Foundation: home inspectors will look to see if there is a leak in a foundation wall and whether insulation is in place. If there’s an active leak, they will determine the condition behind the wall.

Plumbing: an inspector will determine if the drains are installed properly and not leaking.

Windows: the inspector will make sure that the window seals are not damaged. For example, if one of the windows gets fogged, that tells that the window has to be replaced. Next, the home inspector will look at the frame to see if there are any openings that have to be resealed; otherwise, you may get an air leakage.

Furnace: the home inspector will check the quality of the filter and whether it is installed properly. They will check the quality and age of the furnace itself and whether it’s leaking any water inside or gas, which could be very critical.

Mold:  an inspector will also look for mold (or termites) in the house because it can result in significant costs to repair later.

First-Time Home Buyer Tips for Newcomers

Be Informed: Take advantage of free tools and resources to learn about buying a home as a newcomer and learn about mortgage deals for newcomers.

Know How Much You Can Afford: You can use online mortgage calculators that will give you approximate costs, and monthly mortgage payments.

Get a Pre-Approved Mortgage: You can talk to your lender about getting a pre-approved mortgage certificate.

Use a Realtor: There are many different real estate companies in Canada and many agents to choose from.

Get a Real Estate Lawyer: A real estate lawyer will review your purchase agreement contract.
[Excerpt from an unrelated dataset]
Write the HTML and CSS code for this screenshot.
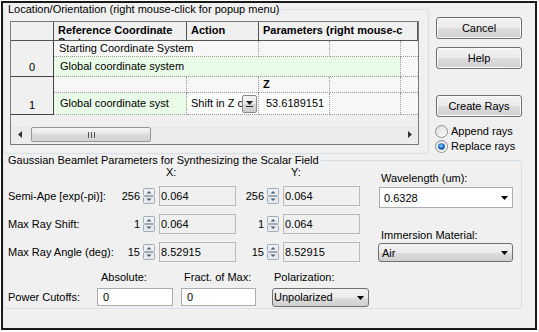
FILE: index.html
```html
<!DOCTYPE html>
<html>
<head>
<meta charset="utf-8">
<link rel="stylesheet" href="styles.css">
</head>
<body>
<div class="frame">
  <div class="top">
    <fieldset class="group g1">
      <legend>Location/Orientation (right mouse-click for popup menu)</legend>
      <div class="table">
        <div class="grid">
          <div class="hc corner"></div>
          <div class="hc">Reference Coordinate<br>System</div>
          <div class="hc">Action</div>
          <div class="hc params">Parameters (right mouse-c</div>

          <div class="rh r0">0</div>
          <div class="c span2">Starting Coordinate System</div>
          <div class="c"></div>
          <div class="c"></div>
          <div class="c last"></div>

          <div class="c green span4">Global coordinate system</div>
          <div class="c last"></div>

          <div class="rh r1">1</div>
          <div class="c"></div>
          <div class="c"></div>
          <div class="c bold">Z</div>
          <div class="c"></div>
          <div class="c last"></div>

          <div class="c green tall">Global coordinate syst</div>
          <div class="c sel tall"><span class="seltext">Shift in Z c</span><span class="ddb"><svg width="7" height="6" viewBox="0 0 7 6"><path d="M0 0h7L3.5 4z" fill="#222"/><rect x="0" y="5" width="7" height="1" fill="#222"/></svg></span></div>
          <div class="c white tall num">53.6189151</div>
          <div class="c tall"></div>
          <div class="c tall last"></div>
        </div>
        <div class="sb">
          <div class="sbbtn"><svg width="4" height="7" viewBox="0 0 4 7"><path d="M4 0v7L0 3.5z" fill="#333"/></svg></div>
          <div class="track">
            <div class="thumb"><svg width="7" height="6" viewBox="0 0 7 6"><rect x="0" y="0" width="1" height="6" fill="#555"/><rect x="3" y="0" width="1" height="6" fill="#555"/><rect x="6" y="0" width="1" height="6" fill="#555"/></svg></div>
          </div>
          <div class="sbbtn"><svg width="4" height="7" viewBox="0 0 4 7"><path d="M0 0v7L4 3.5z" fill="#333"/></svg></div>
        </div>
      </div>
    </fieldset>
    <div class="side">
      <div class="btn">Cancel</div>
      <div class="btn help">Help</div>
      <div class="btn create">Create Rays</div>
      <div class="radio first"><svg width="13" height="13" viewBox="0 0 13 13"><defs><linearGradient id="rg" x1="0" y1="0" x2="1" y2="1"><stop offset="0" stop-color="#dcdcdc"/><stop offset="1" stop-color="#ffffff"/></linearGradient></defs><circle cx="6.5" cy="6.5" r="6" fill="url(#rg)" stroke="#8e8f8f"/></svg><span>Append rays</span></div>
      <div class="radio"><svg width="13" height="13" viewBox="0 0 13 13"><defs><radialGradient id="bg" cx="0.45" cy="0.4" r="0.6"><stop offset="0" stop-color="#8fd3ff"/><stop offset="0.6" stop-color="#1a74c9"/><stop offset="1" stop-color="#0b3f7a"/></radialGradient></defs><circle cx="6.5" cy="6.5" r="6" fill="url(#rg)" stroke="#8e8f8f"/><circle cx="6.5" cy="6.5" r="3.3" fill="url(#bg)"/></svg><span>Replace rays</span></div>
    </div>
  </div>

  <fieldset class="group g2">
    <legend>Gaussian Beamlet Parameters for Synthesizing the Scalar Field</legend>
    <div class="g2body">
      <div class="left">
        <div class="spingrid">
          <div class="xh">X:</div>
          <div class="yh">Y:</div>

          <div class="lbl">Semi-Ape [exp(-pi)]:</div>
          <div class="n">256</div>
          <div class="spin"><svg width="12" height="16" viewBox="0 0 12 16"><rect x="0.5" y="0.5" width="11" height="7" rx="1" fill="#eef1f4" stroke="#a2abb5"/><rect x="0.5" y="8.5" width="11" height="7" rx="1" fill="#e6eaee" stroke="#a2abb5"/><path d="M3.5 5.5L6 3l2.5 2.5z" fill="#4d5d75"/><path d="M3.5 10.5L6 13l2.5-2.5z" fill="#4d5d75"/></svg></div>
          <div class="tb">0.064</div>
          <div class="n">256</div>
          <div class="spin"><svg width="12" height="16" viewBox="0 0 12 16"><rect x="0.5" y="0.5" width="11" height="7" rx="1" fill="#eef1f4" stroke="#a2abb5"/><rect x="0.5" y="8.5" width="11" height="7" rx="1" fill="#e6eaee" stroke="#a2abb5"/><path d="M3.5 5.5L6 3l2.5 2.5z" fill="#4d5d75"/><path d="M3.5 10.5L6 13l2.5-2.5z" fill="#4d5d75"/></svg></div>
          <div class="tb">0.064</div>

          <div class="lbl">Max Ray Shift:</div>
          <div class="n">1</div>
          <div class="spin"><svg width="12" height="16" viewBox="0 0 12 16"><rect x="0.5" y="0.5" width="11" height="7" rx="1" fill="#eef1f4" stroke="#a2abb5"/><rect x="0.5" y="8.5" width="11" height="7" rx="1" fill="#e6eaee" stroke="#a2abb5"/><path d="M3.5 5.5L6 3l2.5 2.5z" fill="#4d5d75"/><path d="M3.5 10.5L6 13l2.5-2.5z" fill="#4d5d75"/></svg></div>
          <div class="tb">0.064</div>
          <div class="n">1</div>
          <div class="spin"><svg width="12" height="16" viewBox="0 0 12 16"><rect x="0.5" y="0.5" width="11" height="7" rx="1" fill="#eef1f4" stroke="#a2abb5"/><rect x="0.5" y="8.5" width="11" height="7" rx="1" fill="#e6eaee" stroke="#a2abb5"/><path d="M3.5 5.5L6 3l2.5 2.5z" fill="#4d5d75"/><path d="M3.5 10.5L6 13l2.5-2.5z" fill="#4d5d75"/></svg></div>
          <div class="tb">0.064</div>

          <div class="lbl">Max Ray Angle (deg):</div>
          <div class="n">15</div>
          <div class="spin"><svg width="12" height="16" viewBox="0 0 12 16"><rect x="0.5" y="0.5" width="11" height="7" rx="1" fill="#eef1f4" stroke="#a2abb5"/><rect x="0.5" y="8.5" width="11" height="7" rx="1" fill="#e6eaee" stroke="#a2abb5"/><path d="M3.5 5.5L6 3l2.5 2.5z" fill="#4d5d75"/><path d="M3.5 10.5L6 13l2.5-2.5z" fill="#4d5d75"/></svg></div>
          <div class="tb">8.52915</div>
          <div class="n">15</div>
          <div class="spin"><svg width="12" height="16" viewBox="0 0 12 16"><rect x="0.5" y="0.5" width="11" height="7" rx="1" fill="#eef1f4" stroke="#a2abb5"/><rect x="0.5" y="8.5" width="11" height="7" rx="1" fill="#e6eaee" stroke="#a2abb5"/><path d="M3.5 5.5L6 3l2.5 2.5z" fill="#4d5d75"/><path d="M3.5 10.5L6 13l2.5-2.5z" fill="#4d5d75"/></svg></div>
          <div class="tb">8.52915</div>
        </div>
        <div class="power">
          <div class="ph abs">Absolute:</div>
          <div class="ph fr">Fract. of Max:</div>
          <div class="ph pol">Polarization:</div>
          <div class="plbl">Power Cutoffs:</div>
          <div class="wb">0</div>
          <div class="wb">0</div>
          <div class="combo btncombo polc"><span>Unpolarized</span><svg width="7" height="4" viewBox="0 0 7 4"><path d="M0 0h7L3.5 4z" fill="#000"/></svg></div>
        </div>
      </div>
      <div class="right">
        <div class="rl">Wavelength (um):</div>
        <div class="combo wcombo"><span>0.6328</span><svg width="7" height="4" viewBox="0 0 7 4"><path d="M0 0h7L3.5 4z" fill="#000"/></svg></div>
        <div class="rl imm">Immersion Material:</div>
        <div class="combo btncombo airc"><span>Air</span><svg width="7" height="4" viewBox="0 0 7 4"><path d="M0 0h7L3.5 4z" fill="#000"/></svg></div>
      </div>
    </div>
  </fieldset>
</div>
</body>
</html>
```

FILE: styles.css
```css
* { box-sizing: border-box; }
html, body { margin: 0; padding: 0; background: #fff; }
body { font-family: "Liberation Sans", Arial, sans-serif; font-size: 11px; color: #000; }

.frame {
  margin: 1px;
  width: 536px;
  height: 329px;
  border: 2px solid #1a1a1a;
  background: #f0f0f0;
}

.top { display: flex; align-items: flex-start; }

fieldset.group {
  margin: 0;
  border: 1px solid #d5dfe5;
  border-radius: 3px;
  min-width: 0;
}
.group legend { font-size: 11px; line-height: 13px; padding: 0 2px; }

.g1 { margin: 6px 0 0 2px; width: 426px; height: 151px; padding: 0 9px 0 6px; }
.g1 legend { margin-left: -4px; }

.table {
  margin-top: 5px;
  width: 409px;
  height: 124px;
  border: 1px solid #7a7a7a;
  background: #f0f0f0;
  display: flex;
  flex-direction: column;
  overflow: hidden;
}
.grid {
  display: grid;
  grid-template-columns: 43px 133px 72px 71px 71px 17px;
  grid-template-rows: 19px 16px 20px 16px 22px;
}
.hc {
  background: #f0f0f0;
  border-right: 1px solid #555;
  border-bottom: 1px solid #555;
  font-weight: bold;
  padding: 2px 0 0 4px;
  line-height: 12px;
  overflow: hidden;
  white-space: nowrap;
}
.hc.params { grid-column: 4 / 7; }
.rh {
  grid-column: 1;
  background: #f0f0f0;
  border-right: 1px solid #444;
  border-bottom: 1px solid #444;
  display: flex;
  align-items: flex-end;
  justify-content: center;
  padding-bottom: 2px;
  line-height: 13px;
}
.rh.r0 { grid-row: 2 / 4; }
.rh.r1 { grid-row: 4 / 6; }
.c {
  background: #f7f7f7;
  border-right: 1px dotted #9a9a9a;
  border-bottom: 1px dotted #9a9a9a;
  white-space: nowrap;
  overflow: hidden;
  padding-left: 5px;
  line-height: 15px;
}
.c.last { border-right: none; }
.c.span2 { grid-column: 2 / 4; }
.c.span4 { grid-column: 2 / 6; }
.c.green { background: #e9fce7; padding-left: 6px; line-height: 19px; }
.c.tall { line-height: 21px; }
.c.bold { font-weight: bold; padding-left: 4px; }
.c.white { background: #fff; }
.c.num { padding-left: 7px; }
.c.sel {
  background: #fff;
  display: flex;
  align-items: center;
  padding-left: 4px;
  padding-right: 1px;
}
.seltext { flex: 1; overflow: hidden; white-space: nowrap; }
.ddb {
  width: 15px;
  height: 18px;
  border: 1px solid #8a8a8a;
  border-radius: 2px;
  background: linear-gradient(#f4f4f4, #e6e6e6 50%, #d6d6d6 50%, #cdcdcd);
  display: flex;
  align-items: center;
  justify-content: center;
}

.sb {
  margin-top: auto;
  margin-bottom: 1px;
  height: 17px;
  display: flex;
  background: #ebebeb;
}
.sbbtn { width: 17px; display: flex; align-items: center; justify-content: center; }
.track { flex: 1; }
.thumb {
  margin: 1px 0 0 3px;
  width: 120px;
  height: 15px;
  border: 1px solid #979797;
  border-radius: 2px;
  background: linear-gradient(#f5f5f5, #e6e6e6 50%, #dadada 50%, #d2d2d2);
  display: flex;
  align-items: center;
  justify-content: center;
}

.side {
  margin-left: 7px;
  width: 86px;
  padding-top: 14px;
  display: flex;
  flex-direction: column;
}
.btn {
  height: 22px;
  border: 1px solid #707070;
  border-radius: 3px;
  background: linear-gradient(#f2f2f2, #ebebeb 50%, #dddddd 50%, #cfcfcf);
  box-shadow: inset 0 0 0 1px #fbfbfb;
  display: flex;
  align-items: center;
  justify-content: center;
  line-height: 13px;
}
.btn.help { margin-top: 8px; }
.btn.create { margin-top: 26px; }
.radio {
  height: 15px;
  margin-left: -1px;
  display: flex;
  align-items: center;
  gap: 3px;
  line-height: 13px;
}
.radio.first { margin-top: 7px; }

.g2 { margin: 10px 0 0 2px; width: 519px; height: 155px; padding: 0 0 0 4px; }
.g2 legend { margin-left: -2px; }
.g2body { display: flex; }
.left { width: 352px; flex: none; }
.spingrid {
  display: grid;
  grid-template-columns: 110px 24px 17px 77px 30px 17px 77px;
  grid-template-rows: 11px 20px 20px 20px;
  row-gap: 8px;
  align-items: center;
  line-height: 13px;
}
.xh { grid-column: 4; padding-left: 7px; }
.yh { grid-column: 7; padding-left: 8px; }
.lbl { grid-column: 1; white-space: nowrap; }
.n { text-align: right; padding-right: 2px; }
.spin { height: 16px; margin-left: 1px; display: flex; }
.tb {
  height: 20px;
  border: 1px solid #b9b9b9;
  background: #f0f0f0;
  padding-left: 1px;
  line-height: 18px;
}

.power {
  margin-top: 9px;
  display: grid;
  grid-template-columns: 81px 76px 75px 105px;
  grid-template-rows: 13px 18px;
  column-gap: 8px;
  row-gap: 4px;
  line-height: 13px;
}
.ph.abs { grid-column: 2; padding-left: 4px; }
.ph.fr { grid-column: 3; padding-left: 3px; }
.ph.pol { grid-column: 4; padding-left: 10px; }
.plbl { grid-column: 1; line-height: 18px; white-space: nowrap; }
.wb {
  height: 18px;
  border: 1px solid #abadb3;
  background: #fff;
  padding-left: 5px;
  line-height: 16px;
}
.combo {
  display: flex;
  align-items: center;
  justify-content: space-between;
  padding: 0 4px 0 4px;
}
.btncombo {
  border: 1px solid #707070;
  border-radius: 3px;
  background: linear-gradient(#f2f2f2, #ebebeb 50%, #dddddd 50%, #cfcfcf);
}
.polc { margin-left: 8px; width: 97px; height: 19px; padding-left: 1px; }

.right { margin-left: 19px; width: 134px; }
.rl { margin-top: 5px; line-height: 13px; padding-left: 2px; }
.rl.imm { margin-top: 21px; }
.wcombo {
  margin-top: 2px;
  height: 21px;
  border: 1px solid #abadb3;
  background: #fff;
}
.airc { margin-top: 1px; margin-left: -1px; width: 135px; height: 19px; padding-left: 3px; }
```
The wording in these contracts is very important and your lawyer will make sure everything is done properly in terms of the law.

Prepare a Budget: Plan for your home closing costs or the costs associated with the date on which you actually take possession of your home.

When buying a home in Canada, it’s vital to consider these first-time home buyer tips. Learn the essentials and become informed about everything that’s involved. Homeownership provides great pride, security, and achievement. And when you’re informed about your home buying decisions, you’ll feel confident about your purchasing decisions!